DEAR EDWARD became one of my all-time favorite books before I’d even finished the novel. I bought it as an audiobook—loved the narrator—but halfway through, picked up the hardback for my to-be-reread pile. It’s a novel you’ll want to savor and revisit. (And mark-up if you’re a writer.)
The premise is deceptively simple: a twelve-year-old boy is the sole survivor of a plane crash that kills over 180 people, including his adored big brother and both his parents. He becomes an instant celebrity—almost public property. Social media and the news claim him as the boy who survived. A miracle.
Edward, however, feels disconnected from everything, and that’s the true gift of the novel. We watch as he builds new connections that teach him how to find meaning in life, despite the weight of his belief that the other passengers remain alive through him.
While we sense Edward’s incredible loss—and tissues are necessary—grief is not the focus of DEAR EDWARD. The real journey is through his physical and emotional healing.
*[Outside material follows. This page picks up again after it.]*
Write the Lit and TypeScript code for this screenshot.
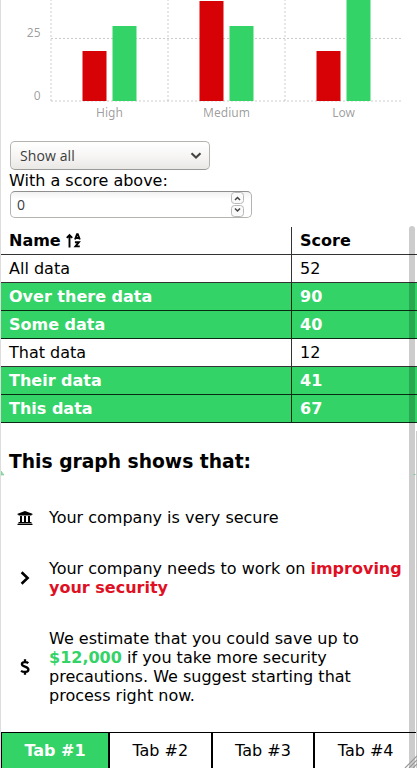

I literally held my breath as he adapted to life with his aunt and uncle, and I cheered as he quietly befriended the badass girl next door.
At the core is a page-turning mystery: Why did the plane fall from the sky? That answer is revealed through two timelines beautifully woven together. One allows an intimate window into Edward’s recovery and epiphanies; the other introduces the story of the people on the plane. Even though they meet as strangers, relationships are forged and their stories continue through Edward’s memories and his interactions with their surviving family members.
DEAR EDWARD is a powerhouse of a story about the resilience of the human spirit and the importance of human connection. It’s full of hope, kindness, and love.